In der zweitgrößten Wirtschaftsmacht Europas aber ließe sich ein solches Spardiktat wie für das kleine Griechenland niemals durchsetzen. In jedem Franzosen steckt ein kleiner Rebell. Vielleicht kann man dadurch erklären, dass dort nun in der Krise zum ersten Mal ein Politiker populär geworden ist, der sich als linksradikal bezeichnet: Wenn Jean-Luc Mélenchon redet, versammeln sich mehr als hunderttausend Menschen. Sein Programm widerspricht Sarkozys Krisengetöse in jedem Punkt. Er will, dass die europäische Zentralbank den verschuldeten Ländern direkt Geld leiht, dass Banken ihre Kreditgeschäfte für Privatpersonen von ihren Spekulationsgeschäften trennen und dass Einkommen gesetzlich auf 30.000 Euro monatlich begrenzt werden.
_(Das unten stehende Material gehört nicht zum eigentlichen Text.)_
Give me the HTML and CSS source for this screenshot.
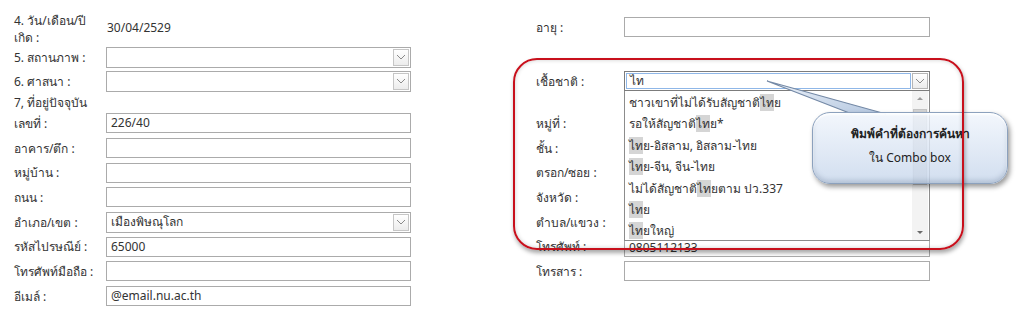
FILE: index.html
```html
<!DOCTYPE html>
<html lang="th">
<head>
    <meta charset="UTF-8">
    <title>ข้อมูลส่วนตัว</title>
    <link rel="stylesheet" href="styles.css">
</head>
<body>
    <div class="page">
        <div class="form">
            <!-- row: birth date / age -->
            <div class="lbl two-line">4. วัน/เดือน/ปี<br>เกิด :</div>
            <div class="val">30/04/2529</div>
            <div></div>
            <div class="lbl">อายุ :</div>
            <div class="field"></div>

            <!-- row: status -->
            <div class="lbl">5. สถานภาพ :</div>
            <div class="field select"><span></span><span class="arrow"><svg width="10" height="6" viewBox="0 0 10 6"><polyline points="1,1 5,5 9,1" fill="none" stroke="#8a8a8a" stroke-width="1"/></svg></span></div>
            <div></div><div></div><div></div>

            <!-- row: religion / nationality -->
            <div class="lbl">6. ศาสนา :</div>
            <div class="field select"><span></span><span class="arrow"><svg width="10" height="6" viewBox="0 0 10 6"><polyline points="1,1 5,5 9,1" fill="none" stroke="#8a8a8a" stroke-width="1"/></svg></span></div>
            <div></div>
            <div class="lbl">เชื้อชาติ :</div>
            <div class="combo">
                <div class="combo-text">ไท</div>
                <span class="arrow"><svg width="10" height="6" viewBox="0 0 10 6"><polyline points="1,1 5,5 9,1" fill="none" stroke="#8a8a8a" stroke-width="1"/></svg></span>
                <div class="combo-list">
                    <ul class="items">
                        <li>ชาวเขาที่ไม่ได้รับสัญชาติ<mark>ไท</mark>ย</li>
                        <li>รอให้สัญชาติ<mark>ไท</mark>ย*</li>
                        <li><mark>ไท</mark>ย-อิสลาม, อิสลาม-ไทย</li>
                        <li><mark>ไท</mark>ย-จีน, จีน-ไทย</li>
                        <li>ไม่ได้สัญชาติ<mark>ไท</mark>ยตาม ปว.337</li>
                        <li><mark>ไท</mark>ย</li>
                        <li><mark>ไท</mark>ยใหญ่</li>
                    </ul>
                    <div class="scrollbar">
                        <span class="sb-up"></span>
                        <span class="sb-thumb"></span>
                        <span class="sb-down"></span>
                    </div>
                </div>
            </div>

            <!-- address heading -->
            <div class="lbl heading">7, ที่อยู่ปัจจุบัน</div>
            <div></div><div></div><div></div>

            <div class="lbl">เลขที่ :</div>
            <div class="field">226/40</div>
            <div></div>
            <div class="lbl">หมู่ที่ :</div>
            <div class="field"></div>

            <div class="lbl">อาคาร/ตึก :</div>
            <div class="field"></div>
            <div></div>
            <div class="lbl">ชั้น :</div>
            <div class="field"></div>

            <div class="lbl">หมู่บ้าน :</div>
            <div class="field"></div>
            <div></div>
            <div class="lbl">ตรอก/ซอย :</div>
            <div class="field"></div>

            <div class="lbl">ถนน :</div>
            <div class="field"></div>
            <div></div>
            <div class="lbl">จังหวัด :</div>
            <div class="field"></div>

            <div class="lbl">อำเภอ/เขต :</div>
            <div class="field select"><span>เมืองพิษณุโลก</span><span class="arrow"><svg width="10" height="6" viewBox="0 0 10 6"><polyline points="1,1 5,5 9,1" fill="none" stroke="#8a8a8a" stroke-width="1"/></svg></span></div>
            <div></div>
            <div class="lbl">ตำบล/แขวง :</div>
            <div class="field"></div>

            <div class="lbl">รหัสไปรษณีย์ :</div>
            <div class="field">65000</div>
            <div></div>
            <div class="lbl">โทรศัพท์ :</div>
            <div class="field low">0805112133</div>

            <div class="lbl">โทรศัพท์มือถือ :</div>
            <div class="field"></div>
            <div></div>
            <div class="lbl">โทรสาร :</div>
            <div class="field"></div>

            <div class="lbl">อีเมล์ :</div>
            <div class="field">@email.nu.ac.th</div>
            <div></div><div></div><div></div>
        </div>

        <!-- annotation overlay -->
        <svg class="tail" width="140" height="44" viewBox="0 0 140 44">
            <defs>
                <linearGradient id="tailFill" x1="0" y1="0" x2="1" y2="1">
                    <stop offset="0" stop-color="#eef3fa"/>
                    <stop offset="1" stop-color="#b3c6df"/>
                </linearGradient>
            </defs>
            <path d="M7 5 L92 38 L126 38 Z" fill="url(#tailFill)"/>
            <path d="M92 38 L7 5 L126 38" fill="none" stroke="#7489a6" stroke-width="1.2"/>
        </svg>
        <div class="callout">
            <p class="callout-title">พิมพ์คำที่ต้องการค้นหา</p>
            <p>ใน Combo box</p>
        </div>
        <div class="highlight-box"></div>
    </div>
</body>
</html>
```

FILE: styles.css
```css
* {
    margin: 0;
    padding: 0;
    box-sizing: border-box;
}

body {
    font-family: Tahoma, "Noto Sans", "DejaVu Sans", sans-serif;
    font-size: 12px;
    color: #333;
    background: #fff;
}

.page {
    position: relative;
    width: 1024px;
    height: 333px;
    overflow: hidden;
    padding: 9px 0 0 14px;
}

.form {
    display: grid;
    grid-template-columns: 92px 305px 125px 88px 306px;
    grid-template-rows: 36px 24px 24px 18px repeat(8, 24.7px);
    align-items: center;
}

.lbl {
    white-space: nowrap;
}

.two-line {
    line-height: 17px;
    padding-top: 3px;
}

.heading {
    grid-column: span 2;
}

.val {
    padding-left: 1px;
}

.field {
    height: 20px;
    border: 1px solid #ababab;
    padding: 0 4px;
    line-height: 18px;
    background: #fff;
}

.field.low {
    line-height: 20px;
}

.select {
    display: flex;
    justify-content: space-between;
    align-items: center;
    height: 21px;
    padding-right: 1px;
}

.arrow {
    width: 16px;
    height: 17px;
    border: 1px solid #c6c6c6;
    background: linear-gradient(#ffffff, #ececec);
    display: flex;
    justify-content: center;
    align-items: center;
}

.combo {
    position: relative;
    display: flex;
    align-items: center;
    gap: 1px;
    height: 20px;
    border: 1px solid #7c7c7c;
    padding: 0 1px;
}

.combo-text {
    flex: 1;
    height: 16px;
    border: 1px solid #8fb7e8;
    line-height: 14px;
    padding-left: 3px;
}

.combo .arrow {
    height: 16px;
    border-color: #b5b5b5;
}

.combo-list {
    position: absolute;
    top: 19px;
    left: -1px;
    width: 306px;
    height: 150px;
    display: flex;
    background: #fff;
    border: 1px solid #8c8c8c;
    border-top: none;
    z-index: 2;
}

.items {
    flex: 1;
    list-style: none;
    padding-top: 1px;
}

.items li {
    height: 21.4px;
    line-height: 21.4px;
    padding-left: 4px;
    white-space: nowrap;
}

mark {
    background: #d5d5d5;
    color: inherit;
}

.scrollbar {
    width: 16px;
    margin-right: 1px;
    background: #f3f3f3;
    display: flex;
    flex-direction: column;
    align-items: center;
    padding: 6px 0 6px;
}

.sb-up,
.sb-down {
    width: 0;
    height: 0;
    border-left: 3px solid transparent;
    border-right: 3px solid transparent;
}

.sb-up {
    border-bottom: 3px solid #9a9a9a;
}

.sb-down {
    border-top: 3px solid #6a6a6a;
    margin-top: auto;
}

.sb-thumb {
    width: 14px;
    height: 76px;
    margin-top: 9px;
    background: #d4d4d4;
    border: 1px solid #c4c4c4;
}

.tail {
    position: absolute;
    left: 760px;
    top: 76px;
    z-index: 3;
}

.callout {
    position: absolute;
    left: 812px;
    top: 112px;
    width: 196px;
    height: 72px;
    border-radius: 18px;
    border: 1px solid #8ca1bd;
    background: linear-gradient(rgba(240, 245, 252, 0.82), rgba(200, 215, 236, 0.82));
    box-shadow: 2px 3px 5px rgba(0, 0, 0, 0.4), inset 0 2px 2px rgba(255, 255, 255, 0.9), inset 0 -3px 4px rgba(90, 110, 140, 0.25);
    text-align: center;
    color: #222;
    z-index: 4;
    padding-top: 9px;
}

.callout p {
    line-height: 24px;
}

.callout-title {
    font-weight: bold;
}

.highlight-box {
    position: absolute;
    left: 513px;
    top: 58px;
    width: 451px;
    height: 192px;
    border: 2px solid #c8101c;
    border-radius: 24px;
    box-shadow: 1px 3px 4px rgba(0, 0, 0, 0.35), inset 0 0 4px rgba(0, 0, 0, 0.2);
    z-index: 5;
}
```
Ein Pragmatiker passt in die Zeit

Mit seinem Erfolg hat Mélenchon sicherlich auch Hollandes Programm beeinflusst. Auch der will nun das europäische Spardiktat nachverhandeln, den Mindestlohn erhöhen und die Zentralbank als öffentlichen Kreditgeber nutzen. Sogar der unendlich biegsame Sarkozy stößt urplötzlich ins selbe Horn und pfeift auf seine bisherigen Verbündeten in Berlin oder Madrid. So tritt nur jemand auf, der nicht mehr viel zu verlieren hat.

Das politische Vakuum der Sarkozy-Jahre könnte Hollande nun beenden. 31 Jahre nach dem ersten Sieg eines sozialistischen Präsidentschaftskandidaten, das war damals Mitterrand, soll er nun ein neues Kapitel aufschlagen.

Hollande steht heute weit links von den deutschen Sozialdemokraten. Wie damals Mitterrand auch. Er will Jahreseinkommen von mehr als einer Million Euro mit 75 Prozent Reichensteuer belegen, 60.000 Lehrer mehr einstellen und durchsetzen, dass Geringverdiener weniger für ihren Strom zahlen. Das mag nicht dieselbe Symbolkraft haben wie Mitterrands Politik damals. Dennoch: Der graue Pragmatiker Hollande passt in unsere Zeit. Die Show von Nicolas Sarkozy ist vorbei.